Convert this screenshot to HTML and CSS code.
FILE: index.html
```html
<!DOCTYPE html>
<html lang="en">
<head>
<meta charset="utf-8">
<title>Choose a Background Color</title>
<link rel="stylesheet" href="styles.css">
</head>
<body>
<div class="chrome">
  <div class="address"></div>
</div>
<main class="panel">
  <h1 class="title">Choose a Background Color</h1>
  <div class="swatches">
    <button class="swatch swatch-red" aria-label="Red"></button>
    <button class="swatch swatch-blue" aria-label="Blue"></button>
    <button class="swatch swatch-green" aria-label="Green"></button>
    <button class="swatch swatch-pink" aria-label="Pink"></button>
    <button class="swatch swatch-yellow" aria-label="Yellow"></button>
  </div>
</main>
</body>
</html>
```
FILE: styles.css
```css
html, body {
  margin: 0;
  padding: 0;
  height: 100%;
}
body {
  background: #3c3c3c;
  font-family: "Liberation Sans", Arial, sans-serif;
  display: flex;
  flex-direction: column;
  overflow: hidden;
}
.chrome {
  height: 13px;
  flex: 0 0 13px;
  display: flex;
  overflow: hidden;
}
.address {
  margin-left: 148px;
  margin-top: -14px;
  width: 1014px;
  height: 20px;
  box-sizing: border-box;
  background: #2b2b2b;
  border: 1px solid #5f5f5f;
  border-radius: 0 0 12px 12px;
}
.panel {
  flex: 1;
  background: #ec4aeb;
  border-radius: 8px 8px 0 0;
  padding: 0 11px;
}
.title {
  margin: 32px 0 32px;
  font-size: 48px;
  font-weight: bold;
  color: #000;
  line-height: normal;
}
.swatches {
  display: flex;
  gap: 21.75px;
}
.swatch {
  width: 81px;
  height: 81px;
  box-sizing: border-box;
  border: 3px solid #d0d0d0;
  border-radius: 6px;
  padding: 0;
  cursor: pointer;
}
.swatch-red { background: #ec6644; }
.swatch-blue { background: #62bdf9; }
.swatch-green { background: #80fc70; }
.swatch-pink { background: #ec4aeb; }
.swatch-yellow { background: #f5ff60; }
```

......

• [DESCRIPTION OF THE TASK]
Copy out the data shown above without altering anything.

• [SOLUTION TO THIS TASK]
Convert this screenshot to HTML and CSS code.
FILE: index.html
```html
<!DOCTYPE html>
<html lang="en">
<head>
<meta charset="utf-8">
<title>Choose a Background Color</title>
<link rel="stylesheet" href="styles.css">
</head>
<body>
<div class="chrome">
  <div class="address"></div>
</div>
<main class="panel">
  <h1 class="title">Choose a Background Color</h1>
  <div class="swatches">
    <button class="swatch swatch-red" aria-label="Red"></button>
    <button class="swatch swatch-blue" aria-label="Blue"></button>
    <button class="swatch swatch-green" aria-label="Green"></button>
    <button class="swatch swatch-pink" aria-label="Pink"></button>
    <button class="swatch swatch-yellow" aria-label="Yellow"></button>
  </div>
</main>
</body>
</html>
```
FILE: styles.css
```css
html, body {
  margin: 0;
  padding: 0;
  height: 100%;
}
body {
  background: #3c3c3c;
  font-family: "Liberation Sans", Arial, sans-serif;
  display: flex;
  flex-direction: column;
  overflow: hidden;
}
.chrome {
  height: 13px;
  flex: 0 0 13px;
  display: flex;
  overflow: hidden;
}
.address {
  margin-left: 148px;
  margin-top: -14px;
  width: 1014px;
  height: 20px;
  box-sizing: border-box;
  background: #2b2b2b;
  border: 1px solid #5f5f5f;
  border-radius: 0 0 12px 12px;
}
.panel {
  flex: 1;
  background: #ec4aeb;
  border-radius: 8px 8px 0 0;
  padding: 0 11px;
}
.title {
  margin: 32px 0 32px;
  font-size: 48px;
  font-weight: bold;
  color: #000;
  line-height: normal;
}
.swatches {
  display: flex;
  gap: 21.75px;
}
.swatch {
  width: 81px;
  height: 81px;
  box-sizing: border-box;
  border: 3px solid #d0d0d0;
  border-radius: 6px;
  padding: 0;
  cursor: pointer;
}
.swatch-red { background: #ec6644; }
.swatch-blue { background: #62bdf9; }
.swatch-green { background: #80fc70; }
.swatch-pink { background: #ec4aeb; }
.swatch-yellow { background: #f5ff60; }
```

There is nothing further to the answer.